Sabrina was literally in ribbons with hints of imminent Tetris, if we failed the following vote.

I'm sick of bombing her in this manner. Mami deserves better than this.

...

...

...

This must be why I have to write essays every time.

Fact: there is a correlation between dropping bombs on Mami and Mami shattering. Fact: if you cause Mami to think that someone she feels extremely close to isn't actually her friend, Mami will shatter. Fact: we are two for two for doing that at the same time as "dropping bombs." Fact: the moment we told Mami that we weren't leaving when she shattered during the metabomb she recovered almost instantly from shattered to hurt.

You take another deep, shuddering breath. "I didn't expect you to make me so happy." A faint noise indicates that Mami's listening, at least. "And you do. I enjoy doing things with you, talking with you... you make every day brighter." Just the simple joy of getting to hug her is something you look forward to, all the time. "I don't want to lose that. I don't want to lose you."

You raise your head to look her in the eye, finding golden eyes reddened with tears - but wide and startled as she looks back at you.

The metabomb did not particularly hurt Mami. In all honesty, she gave roughly zero fucks about it: notice how she has never actually reacted badly to the knowledge contained therein outside a foreboding environment that was full of tension and stress and badness. Now, us making her think that we were going to leave her...

"Y-you don't have to," Mami whispers, shaking her head. "S-sabrina, I, I- a-as l-long as you're h-here, I, I don't care."

"I want to," you respond, quiet and firm. "I, I want to be honest and open with you, Mami. You mean too much to me for me not to."

Mami shakes her head in mute disagreement.

That hurt her.

The lichbomb... Kyubey's betrayal was the worst part of it by far. Realizing that she'd been responsible for "deaths" in the past hurt her, but... not really that much, in all honesty. The guilt from helping to contract people was the worst part of that, but even that was pale by comparison to the utter heartbreak of losing Kyubey.
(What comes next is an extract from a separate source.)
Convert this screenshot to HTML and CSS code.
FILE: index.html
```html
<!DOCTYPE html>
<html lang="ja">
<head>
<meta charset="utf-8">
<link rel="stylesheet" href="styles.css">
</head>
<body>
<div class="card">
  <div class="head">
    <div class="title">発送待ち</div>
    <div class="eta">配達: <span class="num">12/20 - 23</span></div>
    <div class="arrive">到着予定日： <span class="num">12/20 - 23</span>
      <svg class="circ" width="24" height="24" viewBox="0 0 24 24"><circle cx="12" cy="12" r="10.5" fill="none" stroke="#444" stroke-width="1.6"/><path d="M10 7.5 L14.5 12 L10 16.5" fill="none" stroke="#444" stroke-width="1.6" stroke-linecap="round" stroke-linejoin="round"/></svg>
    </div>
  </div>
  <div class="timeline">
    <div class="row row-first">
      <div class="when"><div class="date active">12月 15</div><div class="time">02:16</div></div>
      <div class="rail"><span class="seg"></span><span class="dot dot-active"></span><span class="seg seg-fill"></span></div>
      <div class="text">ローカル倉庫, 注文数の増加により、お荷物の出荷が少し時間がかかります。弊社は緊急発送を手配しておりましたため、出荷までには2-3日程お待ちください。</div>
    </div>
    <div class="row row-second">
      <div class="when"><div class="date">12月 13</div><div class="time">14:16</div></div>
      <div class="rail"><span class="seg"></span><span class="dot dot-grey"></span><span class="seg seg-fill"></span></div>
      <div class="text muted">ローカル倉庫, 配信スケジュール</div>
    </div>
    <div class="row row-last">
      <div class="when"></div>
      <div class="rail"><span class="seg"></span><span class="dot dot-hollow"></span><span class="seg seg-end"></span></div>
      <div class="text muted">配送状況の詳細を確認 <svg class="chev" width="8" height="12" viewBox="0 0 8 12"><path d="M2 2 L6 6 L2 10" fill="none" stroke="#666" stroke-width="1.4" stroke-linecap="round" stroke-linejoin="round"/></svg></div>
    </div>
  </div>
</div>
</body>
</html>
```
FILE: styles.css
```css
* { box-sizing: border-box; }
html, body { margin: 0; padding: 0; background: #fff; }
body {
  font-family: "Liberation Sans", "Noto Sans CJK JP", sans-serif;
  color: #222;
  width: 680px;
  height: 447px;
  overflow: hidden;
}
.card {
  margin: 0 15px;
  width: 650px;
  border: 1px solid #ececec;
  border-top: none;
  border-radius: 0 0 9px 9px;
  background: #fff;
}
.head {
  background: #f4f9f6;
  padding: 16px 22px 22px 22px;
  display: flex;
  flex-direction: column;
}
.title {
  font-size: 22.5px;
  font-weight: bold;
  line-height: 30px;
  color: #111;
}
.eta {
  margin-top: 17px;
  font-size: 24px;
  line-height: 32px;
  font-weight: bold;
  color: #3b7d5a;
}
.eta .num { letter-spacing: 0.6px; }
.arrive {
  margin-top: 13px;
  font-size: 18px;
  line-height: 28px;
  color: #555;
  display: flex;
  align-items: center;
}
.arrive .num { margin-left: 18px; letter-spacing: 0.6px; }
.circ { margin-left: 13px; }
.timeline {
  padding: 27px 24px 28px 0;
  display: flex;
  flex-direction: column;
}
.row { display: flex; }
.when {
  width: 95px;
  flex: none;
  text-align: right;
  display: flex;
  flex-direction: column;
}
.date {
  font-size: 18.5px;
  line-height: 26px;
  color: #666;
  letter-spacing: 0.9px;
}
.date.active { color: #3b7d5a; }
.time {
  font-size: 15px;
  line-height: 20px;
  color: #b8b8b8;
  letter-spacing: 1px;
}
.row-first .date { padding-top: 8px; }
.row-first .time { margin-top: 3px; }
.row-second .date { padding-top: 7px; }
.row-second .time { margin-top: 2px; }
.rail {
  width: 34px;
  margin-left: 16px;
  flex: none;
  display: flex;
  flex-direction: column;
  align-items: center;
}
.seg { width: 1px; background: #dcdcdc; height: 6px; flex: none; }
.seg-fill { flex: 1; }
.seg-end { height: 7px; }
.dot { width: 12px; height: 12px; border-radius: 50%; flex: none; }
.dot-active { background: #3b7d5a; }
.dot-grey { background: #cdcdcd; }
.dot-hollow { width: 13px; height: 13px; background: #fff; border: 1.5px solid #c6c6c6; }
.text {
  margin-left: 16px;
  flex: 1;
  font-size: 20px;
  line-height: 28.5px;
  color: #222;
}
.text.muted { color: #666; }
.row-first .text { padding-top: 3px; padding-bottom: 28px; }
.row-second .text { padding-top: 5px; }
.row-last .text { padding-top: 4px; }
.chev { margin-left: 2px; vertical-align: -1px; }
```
The witchbomb does not have this element of personal loss to it: on the contrary, paired with the loops it is an interpersonal gain.

Redshirt... not a word you said makes any sense. Keep in mind that Tetris was about the future, about her not wanting herself or her friends to become witches. Keep in mind that with or without dewitching, we can help souls by defeating their witches and clearing their seeds. Almost the entirety of the witchbomb's trauma is going to be the guilt of her past actions. And that... that can be worked around, made to fade. At the end of the day we're going to work towards saving everyone who has and/or will become a witch, we're going to prevent future witchouts, and the chance of anyone close to us or Mami ever becoming a witch is going to approach zero as knowledge is carefully disseminated and our capabilities increase.

This isn't some unbearable sword of damocles. It's not some cataclysm of which speaking is to be taboo. It's not going to kill Mami; it's not even going to come close to killing Mami...

Unless, of course, it doesn't come from us.

...

Without disclosing the loops, of course, it remains largely pointless to discuss it with her. It would be largely meaningless pain rather than largely meaningful pain.